Blockchain can also interact with ‘smart-contracts’ which are hard wired instructions that follow logic. For example, when ‘A’ occurs, a monetary transaction occurs, sending x money to ‘B’. This opens a world of opportunity for decentralised applications (d-apps).
The characteristics, and advantages, of blockchain systems are that it can create trust in an untrusted environment, it can allow disintermediation (skipping out ‘middle-people’), allow peer-to-peer interactions, and track ownership. These are the reasons for the hype. And REDD+ could be a perfect match for the technology. Imagine a world where every purchase has an associated carbon price, which is offset by REDD+ projects. Each tonne of carbon saved through REDD+ projects could be registered on the blockchain, and tracked by people offsetting their purchases. The technology could in theory, remove the complexities associated with polycentric governance, and allow forest owners to claim a larger share of the benefit for protecting their forests, by interacting peer-to-peer with the consumers making purchases.
It is important to be critical of new technology though, which will of course have unforeseen drawbacks and limitations. In REDD+, there are certainly aspects which blockchain cannot address. For example, whilst blockchain can help to document land rights in countries lacking formaized institutions, it cannot set those land rights in the first place. It is still up to governments to recognise rights of indigenous communities, before blockchain technology can document and protect those rights. Blockchain can also do little for some of the technical aspects of REDD+, like addressing permanence.

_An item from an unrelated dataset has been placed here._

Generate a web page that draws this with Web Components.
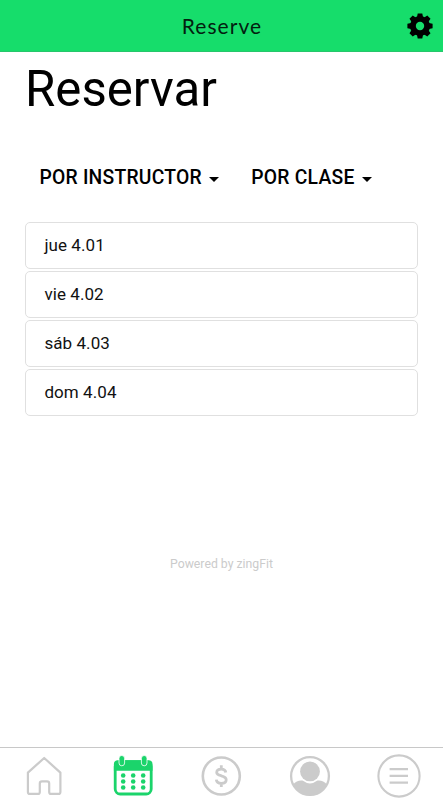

Even if every single tree in a forest is recorded on the blockchain using its DNA, there is nothing to stop illegal loggers cutting it down and releasing all of the carbon that has been carefully preserved in the biomass over however many years. And then who is to say how those who invested in the REDD+ project would be reimbursed after their ‘carbon credits’ go up in smoke. And then there is the question of energy consumption: Bitcoin alone will be responsible for more energy consumption than Greece this year.

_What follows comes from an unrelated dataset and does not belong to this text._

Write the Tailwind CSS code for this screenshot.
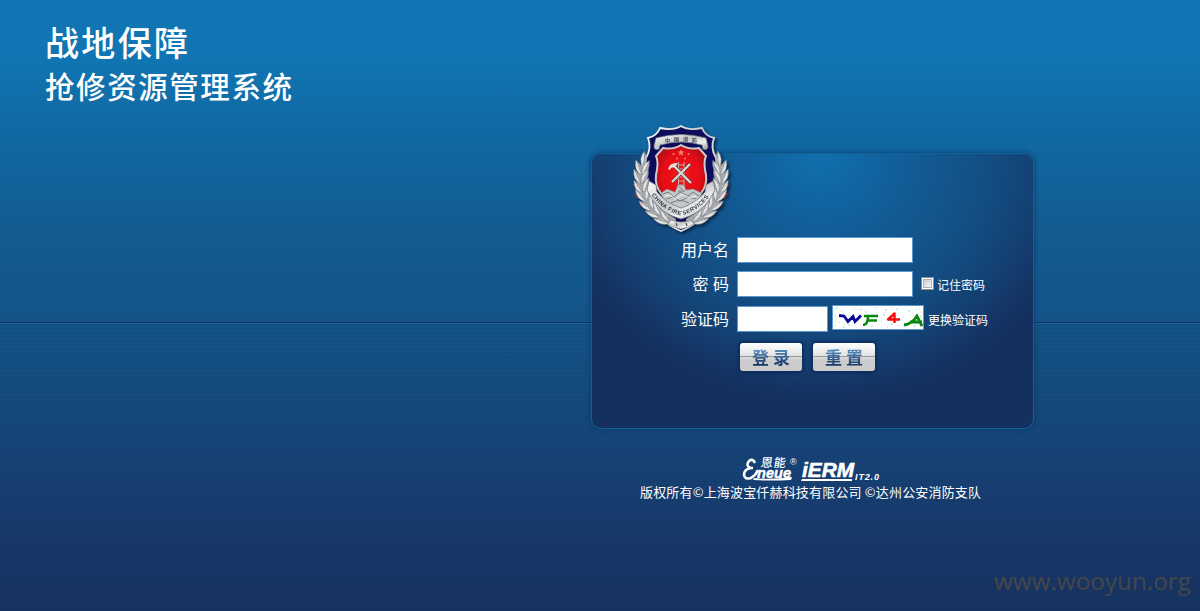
<!DOCTYPE html>
<html lang="zh-CN">
<head>
<meta charset="utf-8">
<title>抢修资源管理系统</title>
<script src="https://cdn.jsdelivr.net/npm/@tailwindcss/browser@4"></script>
</head>
<body class="h-[611px] w-[1200px] overflow-hidden bg-[#17335f] font-['Noto_Sans_CJK_SC',sans-serif] text-white">
<div class="relative flex h-full flex-col bg-[linear-gradient(180deg,#1075b2_0px,#1075b2_60px,#116aa4_120px,#125b91_235px,#135488_322px,#15467a_430px,#17396b_530px,#17325f_611px)]">
  <!-- fine dotted texture and horizon line -->
  <div class="absolute inset-x-0 top-[322px] bottom-0 border-t border-[#152f60] bg-[radial-gradient(circle,#10285028_0.8px,transparent_1.6px)] bg-[size:4px_4px]"><div class="h-px bg-[#1467a0]"></div></div>

  <header class="relative h-[153px] pt-[20px] pl-[45px]">
    <svg class="block h-[92px] w-[260px] overflow-visible" fill="#fff" font-family="'Noto Sans CJK SC',sans-serif" font-weight="500">
      <text x="0" y="36" font-size="34" textLength="143">战地保障</text>
      <text x="0" y="78" font-size="29.500" textLength="247">抢修资源管理系统</text>
    </svg>
  </header>

  <main class="relative ml-[591px] h-[276px] w-[443px] shrink-0 rounded-[10px] border border-[#0b6397] bg-[radial-gradient(ellipse_265px_245px_at_228px_0px,#1070ac_0%,#1164a0_20%,#125992_40%,#134d82_65%,#143e70_85%,#14305e_100%)] pt-[83px] pl-[65px] shadow-[0_0_4px_1px_#0b386cb3]">
    <svg class="absolute top-[-30px] left-[37px] h-[112px] w-[104px] overflow-visible" viewBox="0 0 104 112">
      <defs>
        <linearGradient id="silver" x1="0" y1="0" x2="1" y2="1"><stop offset="0" stop-color="#fff"/><stop offset=".45" stop-color="#c4c6c8"/><stop offset=".7" stop-color="#f0f0f0"/><stop offset="1" stop-color="#96989c"/></linearGradient>
        <linearGradient id="leaf"><stop offset="0" stop-color="#f6f6f6"/><stop offset=".5" stop-color="#d6d7d8"/><stop offset=".55" stop-color="#95989c"/><stop offset="1" stop-color="#c5c7ca"/></linearGradient>
        <radialGradient id="red"><stop offset="0" stop-color="#f41714"/><stop offset=".75" stop-color="#e60c13"/><stop offset="1" stop-color="#be0713"/></radialGradient>
        <filter id="shade" x="-20%" y="-20%" width="140%" height="140%"><feDropShadow dx="2" dy="2" stdDeviation="1.500" flood-color="#06132d" flood-opacity=".8"/></filter>
        <path id="blade" d="M0 1Q-5.500 -6 0 -15Q5.500 -6 0 1Z"/>
        <g id="branch">
          <path d="M15 34Q7 48 9 64Q13 83 28 93L46 103L47 95Q30 86 23 74Q17 62 18 46Z" fill="#a5a6a9"/>
          <path d="M5 60l2 5M6 69l3 5M11 80l4 4M19 89l4 3M29 96l4 2" stroke="#a03a40" stroke-width="1.500" fill="none"/>
          <g fill="url(#leaf)" stroke="#85888c" stroke-width=".4">
            <use href="#blade" transform="translate(14 42) rotate(5)"/>
            <use href="#blade" transform="translate(12 50) rotate(-20)"/><use href="#blade" transform="translate(14 50) rotate(25)"/>
            <use href="#blade" transform="translate(11 59) rotate(-24)"/><use href="#blade" transform="translate(13 59) rotate(25)"/>
            <use href="#blade" transform="translate(13 69) rotate(-33)"/><use href="#blade" transform="translate(15 68) rotate(18)"/>
            <use href="#blade" transform="translate(16 77) rotate(-40)"/><use href="#blade" transform="translate(18 76) rotate(8)"/>
            <use href="#blade" transform="translate(22 86) rotate(-54)"/><use href="#blade" transform="translate(24 84) rotate(-8)"/>
            <use href="#blade" transform="translate(30 93) rotate(-66)"/><use href="#blade" transform="translate(31 91) rotate(-24)"/>
            <use href="#blade" transform="translate(39 99) rotate(-74)"/><use href="#blade" transform="translate(40 97) rotate(-36)"/>
          </g>
        </g>
      </defs>
      <g filter="url(#shade)">
        <path d="M52 2Q60 7 73 4Q76 12 85 14Q81 24 87 34C92 65 86 92 52 107C18 92 12 65 17 34Q23 24 19 14Q28 12 31 4Q44 7 52 2Z" fill="#080d5b" stroke="url(#silver)" stroke-width="1.800"/>
        <use href="#branch"/><use href="#branch" transform="translate(104 0) scale(-1 1)"/>
        <path d="M52 21Q60 26 70 24L77 32Q74 38 77 51C79 66 67 77 52 84C37 77 25 66 27 51Q30 38 27 32L34 24Q44 26 52 21Z" fill="url(#red)" stroke="#d0cccb" stroke-width="2"/>
        <path d="M27 14Q52 7 77 14L79 23Q78 27 74 25L73 21Q52 15 31 21L30 25Q25 27 25 22Z" fill="url(#silver)" stroke="#808387" stroke-width=".7"/>
        <g font-family="'Noto Sans CJK SC',sans-serif" font-size="5" font-weight="700" fill="#333b46"><text x="36" y="17.500">中</text><text x="45" y="16.500">国</text><text x="54" y="16.500">消</text><text x="63" y="17.500">防</text></g>
        <path d="M52 25l1 2.400h2.700l-2.200 1.700 .8 2.700L52 30.200l-2.300 1.600 .8-2.700L48.300 27.400H51Z" fill="#e9806b"/>
        <g fill="#e68474"><circle cx="44.500" cy="30" r="1"/><circle cx="59.500" cy="30" r="1"/><circle cx="48" cy="34.500" r="1"/><circle cx="56" cy="34.500" r="1"/></g>
        <path d="M49.500 38V64M55 38V64M49.500 41H55M49.500 45H55M49.500 49H55M49.500 53H55M49.500 57H55M49.500 61H55" fill="none" stroke="#c4a7a0" stroke-width="1.100"/>
        <path d="M45 42L62 59M61 40L43 58" stroke="#67313d" stroke-width="3.600"/><path d="M45 42L62 59M61 40L43 58" stroke="#ded9d2" stroke-width="2.300"/>
        <path d="M39 45Q41 38 49 39L46 43L42 44L41 46Z" fill="#e3dfd8"/>
        <path d="M32 69L38 65L46 68L49 61H55L57 66L64 65L73 69L68 79L52 87L36 79Z" fill="#c5c7c9" stroke="#777b80" stroke-width=".6"/>
        <path d="M34 70l5-2 6 5 6-5 8 4 5-4 6 4M37 75l8-2 6 4 8-4 8 2M50 63l4 3M49 67h7M42 79q9-5 18 0" fill="none" stroke="#777d83" stroke-width="1"/><path d="M36 72l5-1 6 4 6-5 7 4 7-2" fill="none" stroke="#fff" stroke-width=".8"/>
        <path d="M20 57L18 66L22 73Q32 90 52 95Q72 90 82 73L86 66L84 57L77 61L76 68Q67 79 52 84Q37 79 28 68L27 61Z" fill="url(#silver)" stroke="#73777b" stroke-width=".8"/>
        <path id="arc" d="M22 70Q33 87 52 91.500Q71 87 82 70" fill="none"/>
        <text font-family="Liberation Sans,sans-serif" font-size="5.800" font-weight="700" fill="#303841"><textPath href="#arc" startOffset="1" textLength="71">CHINA FIRE SERVICES</textPath></text>
        <path d="M42 96Q52 100 62 96L65 100Q58 104 52 105Q46 104 39 100Z" fill="url(#silver)" stroke="#777" stroke-width=".5"/><path d="M47 99l1 3M57 99l1 3" stroke="#555" stroke-width="1.200"/>
      </g>
    </svg>

    <form class="flex flex-col text-[16px]" onsubmit="return false">
      <div class="flex h-[34px]"><label for="user" class="mr-[8px] w-[72px] text-right leading-[25px]">用户名</label><input id="user" class="h-[26px] w-[176px] border border-[#5b98d2] bg-white"></div>
      <div class="flex h-[35px]"><label for="pass" class="mr-[8px] w-[72px] text-right leading-[25px] [word-spacing:1px]">密 码</label><input id="pass" type="password" class="h-[26px] w-[176px] border border-[#5b98d2] bg-white">
        <span class="mt-[6px] ml-[8px] h-[13px] w-[13px] border border-[#8e8f8f] bg-white p-px"><span class="block h-[9px] w-[9px] border border-[#aeb3b9] bg-linear-to-br from-[#c7cbd4] to-[#f6f6f6]"></span></span><span class="ml-[3px] text-[12px] leading-[27px] whitespace-nowrap">记住密码</span></div>
      <div class="flex h-[37px]"><label for="code" class="mr-[8px] w-[72px] text-right leading-[25px]">验证码</label><input id="code" class="h-[26px] w-[91px] border border-[#5b98d2] bg-white">
        <svg class="mt-[-1px] ml-[4px] h-[25px] w-[92px] border border-[#5b98d2] bg-white" viewBox="0 0 90 23">
          <path d="M3 2h2M8 5h1M20 3h1M32 6h2M43 2h1M52 4h2M63 3h2M75 5h2M83 3h1M6 16h1M15 19h2M25 15h1M38 20h2M48 15h1M58 18h2M66 20h1M80 20h2M50 9h2M2 20h1M70 11h1M87 10h1M28 3h1M10 21h2M54 21h1" stroke="#8be3dc"/>
          <path d="M1 7q4 6 0 12M86 1q1 5 3 7M21 1q3 4 8 3M57 1l4 3" fill="none" stroke="#ddd" stroke-width=".6"/>
          <path d="M6 9.500L11 10L15 15.500L20 10.500L22 15.500L28 9.500" fill="none" stroke="#080894" stroke-width="2.800"/>
          <path d="M30 19Q35 19 35 10M31 10H45M35 14.500H44" fill="none" stroke="#07870c" stroke-width="2.500"/>
          <path d="M61.500 17V7.500L55 13.500H67" fill="none" stroke="#fc080a" stroke-width="2.400" stroke-linejoin="round"/>
          <path d="M71 19Q79 18 84 10L89 20M77 16H89" fill="none" stroke="#07870c" stroke-width="2.800"/>
        </svg><span class="ml-[4px] text-[12px] leading-[27px] whitespace-nowrap">更换验证码</span></div>
      <div class="ml-[83px] flex gap-[11px]">
        <button class="flex h-[28px] w-[62px] items-center justify-center rounded-[3px] bg-[linear-gradient(180deg,#fff_0px,#e2e2e2_13px,#999_13px,#999_14px,#ddd_14px,#ccc_17px,#ccc_28px)] text-[17px] leading-[26px] font-bold whitespace-nowrap shadow-[0_0_3px_2px_#0b2454aa]"><span class="bg-linear-to-b from-[#5a94c6] from-20% to-[#12305f] to-85% bg-clip-text text-transparent">登 录</span></button>
        <button class="flex h-[28px] w-[62px] items-center justify-center rounded-[3px] bg-[linear-gradient(180deg,#fff_0px,#e2e2e2_13px,#999_13px,#999_14px,#ddd_14px,#ccc_17px,#ccc_28px)] text-[17px] leading-[26px] font-bold whitespace-nowrap shadow-[0_0_3px_2px_#0b2454aa]"><span class="bg-linear-to-b from-[#5a94c6] from-20% to-[#12305f] to-85% bg-clip-text text-transparent">重 置</span></button>
      </div>
    </form>
  </main>

  <footer class="relative flex flex-col pt-[25px]">
    <svg class="ml-[740px] h-[29px] w-[142px]" viewBox="0 0 142 29" fill="#fff">
      <path d="M15 9Q13 4 9 7Q5 12 11 14Q4 15 4 21Q5 26 11 24Q16 21 18 16M13 14H9" fill="none" stroke="#fff" stroke-width="2.600"/>
      <g font-family="Liberation Sans,sans-serif" font-weight="700" font-style="italic">
        <text x="17" y="24" font-size="14" textLength="34" lengthAdjust="spacingAndGlyphs" stroke="#fff" stroke-width=".4">neue</text>
        <text x="62" y="23" font-size="21" textLength="52" lengthAdjust="spacingAndGlyphs" stroke="#fff" stroke-width=".6">iERM</text>
        <text x="115" y="26" font-size="9" textLength="24">IT2.0</text>
      </g>
      <path d="M14 24Q32 26 52 23L51 26Q30 27 13 26ZM62 25H112V27H61Z"/>
      <text x="20" y="12.500" font-family="'Noto Sans CJK SC',sans-serif" font-size="12" font-weight="500" textLength="25" transform="skewX(-8) translate(2 0)">恩能</text>
      <text x="50" y="11" font-family="Liberation Sans,sans-serif" font-size="9">®</text>
    </svg>
    <p class="ml-[640px] h-[20px]"><svg class="block h-[20px] w-[345px] overflow-visible" fill="#fff" font-size="13"><text x="0" y="13.500" textLength="341">版权所有©上海波宝仟赫科技有限公司 ©达州公安消防支队</text></svg></p>
  </footer>
  <svg class="absolute top-[560px] left-[985px] h-[45px] w-[215px]"><text x="9" y="30" font-family="'Open Sans','Noto Sans',sans-serif" font-size="24" fill="#454749" textLength="197" lengthAdjust="spacingAndGlyphs">www.wooyun.org</text></svg>
</div>
</body>
</html>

All of these, and more, are reasons not to always believe the hype. Or at least question the hype. There is however plenty of room for optimism, and a chance that after 13 years, REDD+ may finally be unchained.

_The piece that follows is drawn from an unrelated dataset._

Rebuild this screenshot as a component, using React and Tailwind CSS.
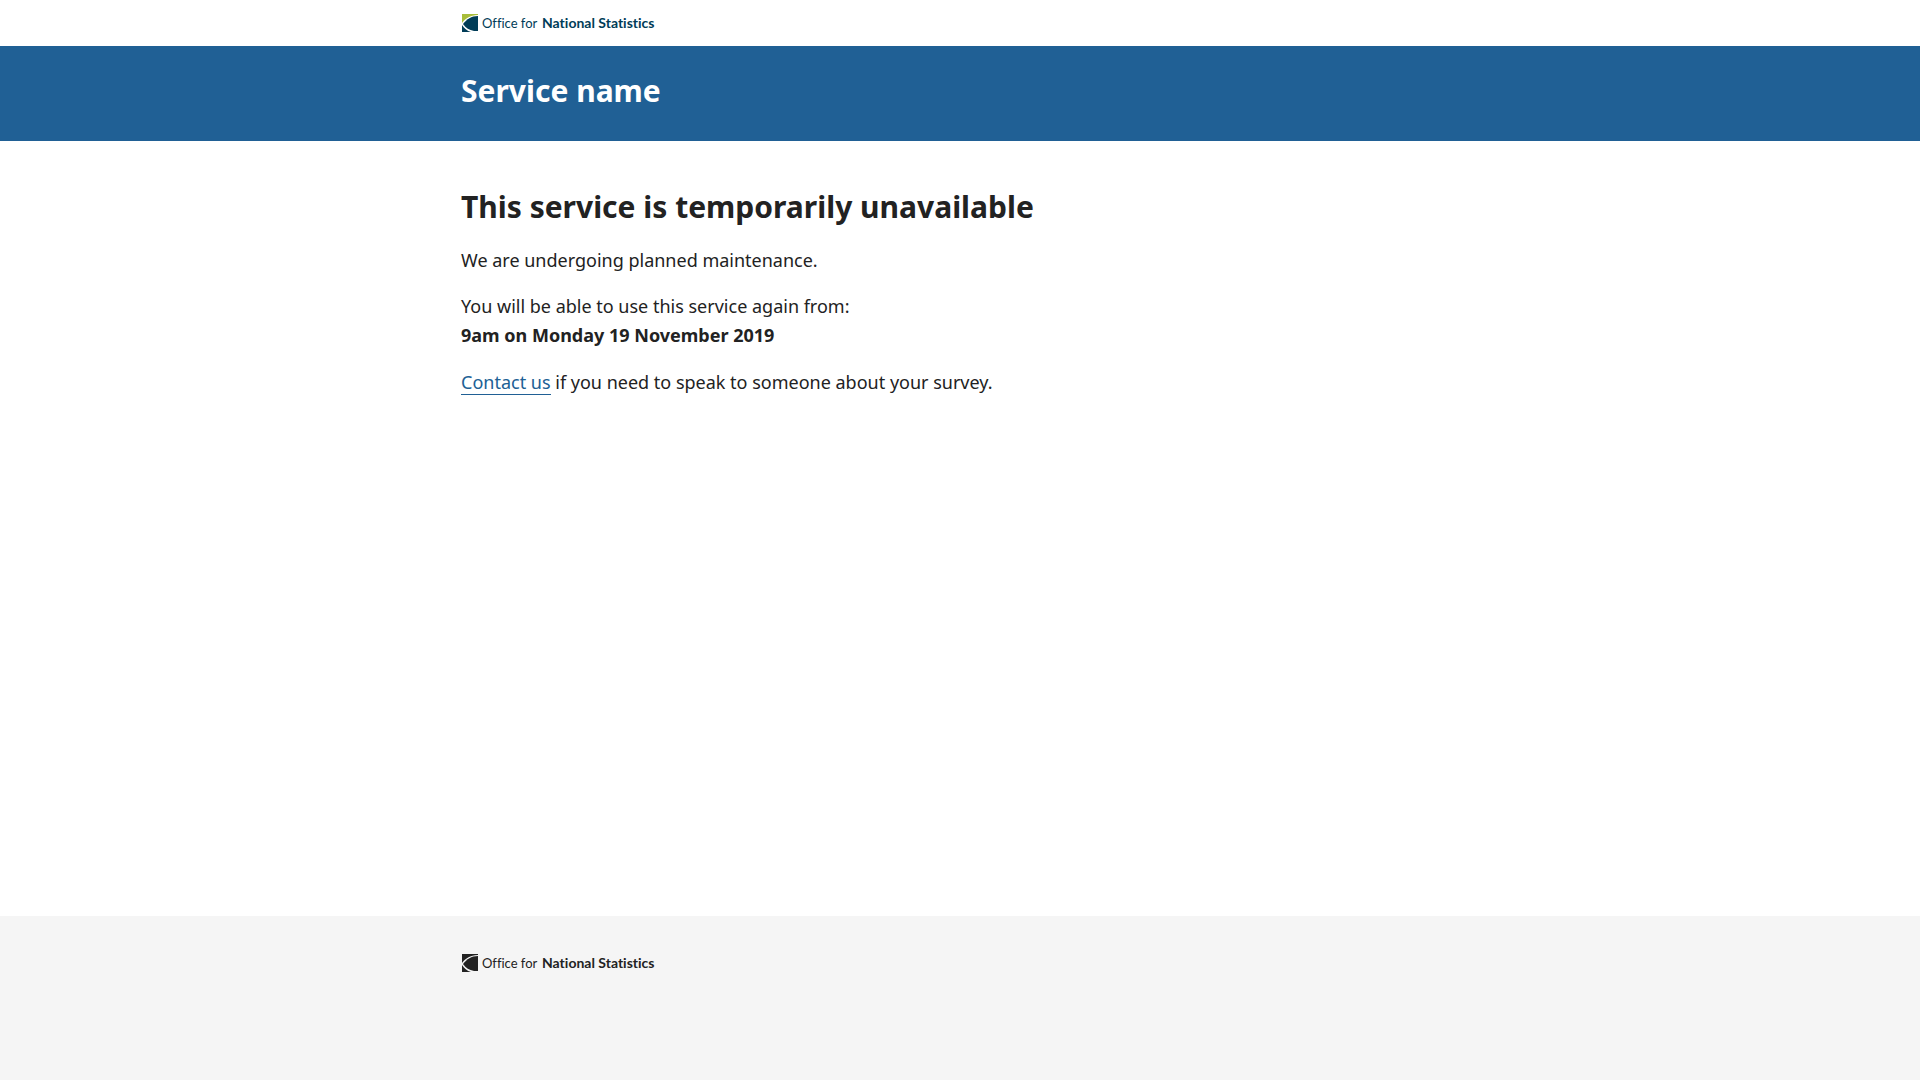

1. Attention: fake news. This is, as you may have noticed, not a real number. We actually have no idea how many species they are home to, or how many species exist globally. It is widely acknowledged though that tropical rainforests are hotspots of biological diversity and contain millions of undiscovered species.
2. Stern (2006). Stern Review: The Economics of Climate Change.
3. Eliasch (2008). The Eliasch Review. Climate Change: Financing Global Forests.
4. Fletcher et al. (2016). Questioning REDD+ and the future of market-based conservation. Conservation Biology.
5. Redford et al. (2013) Fads, Funding, and Forgetting in Three Decades of Conservation. Conservation Biology.